30.01.2009

Platz 8




Matana Roberts - The Chicago Project

Charme. Charisma. Tiefe. Soul. Matana Roberts' drittes Soloalbum ist ihrer Heimatstadt gewidmet, der "root inspiration for this record".

Es ist eine einzige geerdete, melancholische Stimme, die sich aus vielen Stimmen zusammen setzt: Roberts am Altsaxofon, Jeff Parker an der Gitarre, Josh Abrams am Bass und Drummer Frank Rosaly. In den wunderbaren Saxofon-Improvisationen "Birdhouse 1", "Birdhouse 2" und "Birdhouse 3" kommt als Counterpart Fred Anderson am Tenor hinzu. Egal, wer gerade am Geschehen teilnimmt: es ist Roberts' integrierendes Talent, das die Stimmen bündelt. Ihr Ton ist warm und klar, ihre Kompositionen erinnern bisweilen gar an die spirituelle Königsklasse eines John Coltrane ("South By West"). Die variantenreichen Stücke sind dabei in ihrer Wirkung ein nahezu perfekter Brückenschlag aus Tradition und Moderne, aus den wärmenden Umarmungen der großen, alten Meister und der Distanz, des Designs der windigen Großstadt. Die Band wird dafür zum großen Farbkasten des Jazz geführt und erhält genau die Inspirationen, die sie für das Jetzt brauchen. Der Grundton schimmert allgegenwärtig durch die vielen Pinselstriche, es ist der Blues und der Soul. Ein abstrakter Free Jazz setzt sich auch immer wieder durch, gewinnt aber nie die Oberhand. Vor allem, wenn Parkers Gitarrenspiel einsetzt, balancieren die Stücke immer am Rand des Abdriftens in freie Gefilde, bevor sie vom eingewurzelten Ton der Bandleaderin wieder eingefangen werden.

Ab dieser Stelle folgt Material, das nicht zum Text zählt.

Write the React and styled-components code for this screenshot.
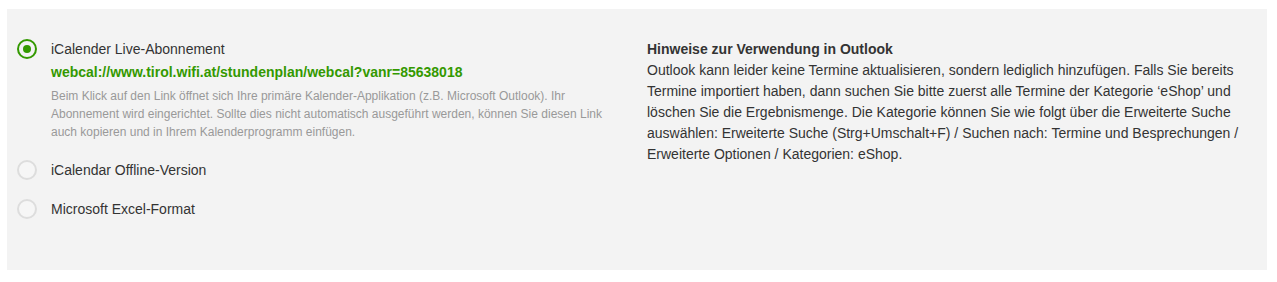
import React from "react";
import styled, { createGlobalStyle } from "styled-components";

const Global = createGlobalStyle`
  html, body { margin: 0; padding: 0; background: #ffffff; }
  body { font-family: "Liberation Sans", Arial, sans-serif; color: #333; }
`;

const Panel = styled.section`
  margin: 9px 0 0 7px;
  width: 1260px;
  height: 261px;
  box-sizing: border-box;
  background: #f3f3f3;
  padding: 30px 10px 0 10px;
  display: grid;
  grid-template-columns: 620px 620px;
  align-items: start;
`;

const LeftCol = styled.div`
  padding-right: 10px;
  display: flex;
  flex-direction: column;
  gap: 19px;
`;

const RightCol = styled.div`
  padding: 0 10px;
  font-size: 14px;
  line-height: 21px;
  color: #333;
`;

const Option = styled.div`
  display: grid;
  grid-template-columns: 20px 1fr;
  column-gap: 14px;
  align-items: start;
`;

const Radio = styled.span`
  width: 20px;
  height: 20px;
  box-sizing: border-box;
  border-radius: 50%;
  border: 2px solid ${(p) => (p.$checked ? "#339900" : "#dddddd")};
  background: ${(p) => (p.$checked ? "transparent" : "#f6f6f6")};
  display: flex;
  align-items: center;
  justify-content: center;
  &::after {
    content: "";
    display: ${(p) => (p.$checked ? "block" : "none")};
    width: 8px;
    height: 8px;
    border-radius: 50%;
    background: #339900;
  }
`;

const Body = styled.div`
  display: flex;
  flex-direction: column;
`;

const Label = styled.div`
  font-size: 14px;
  line-height: 20px;
  color: #333;
`;

const Link = styled.a`
  margin-top: 3px;
  font-size: 14px;
  font-weight: bold;
  line-height: 20px;
  color: #339900;
  text-decoration: none;
`;

const Note = styled.p`
  margin: 5px 0 0;
  font-size: 12px;
  line-height: 18px;
  color: #999;
`;

const Heading = styled.div`
  font-weight: bold;
`;

const Text = styled.p`
  margin: 0;
`;

const options = [
  { label: "iCalender Live-Abonnement", checked: true },
  { label: "iCalendar Offline-Version", checked: false },
  { label: "Microsoft Excel-Format", checked: false },
];

export default function App() {
  return (
    <>
      <Global />
      <Panel>
        <LeftCol>
          {options.map((o) => (
            <Option key={o.label}>
              <Radio $checked={o.checked} />
              <Body>
                <Label>{o.label}</Label>
                {o.checked && (
                  <>
                    <Link href="#">
                      webcal://www.tirol.wifi.at/stundenplan/webcal?vanr=85638018
                    </Link>
                    <Note>
                      Beim Klick auf den Link öffnet sich Ihre primäre Kalender-Applikation (z.B. Microsoft Outlook). Ihr Abonnement wird eingerichtet. Sollte dies nicht automatisch ausgeführt werden, können Sie diesen Link auch kopieren und in Ihrem Kalenderprogramm einfügen.
                    </Note>
                  </>
                )}
              </Body>
            </Option>
          ))}
        </LeftCol>
        <RightCol>
          <Heading>Hinweise zur Verwendung in Outlook</Heading>
          <Text>
            Outlook kann leider keine Termine aktualisieren, sondern lediglich hinzufügen. Falls Sie bereits Termine importiert haben, dann suchen Sie bitte zuerst alle Termine der Kategorie ‘eShop’ und löschen Sie die Ergebnismenge. Die Kategorie können Sie wie folgt über die Erweiterte Suche auswählen: Erweiterte Suche (Strg+Umschalt+F) / Suchen nach: Termine und Besprechungen / Erweiterte Optionen / Kategorien: eShop.
          </Text>
        </RightCol>
      </Panel>
    </>
  );
}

Hervor zu heben ist auch unbedingt die sensationelle Produktion (aufgenommen von John McEntire in - na klar - Chicago, gemixt von Scotty Hard und Vijay Iyer in Roberts' Arbeitsstätte in New York) des Albums. Sie unterstützt die Musiker bei ihrer Stimmfindung, obgleich sie alles andere als 'perfekt' oder gar 'modern' ist. Insgesamt erscheint das Klangbild gar zart dumpf, ist aber in der Lage, jedes einzelne Instrument glasklar auf die Leinwand zu bringen.

"The Chicago Project" ist dank seines unaufgeregten und gleichzeitig mitreißenden Charmes eines der unwiderstehlichsten und verführerischsten Jazzalben des abgelaufenen Jahres.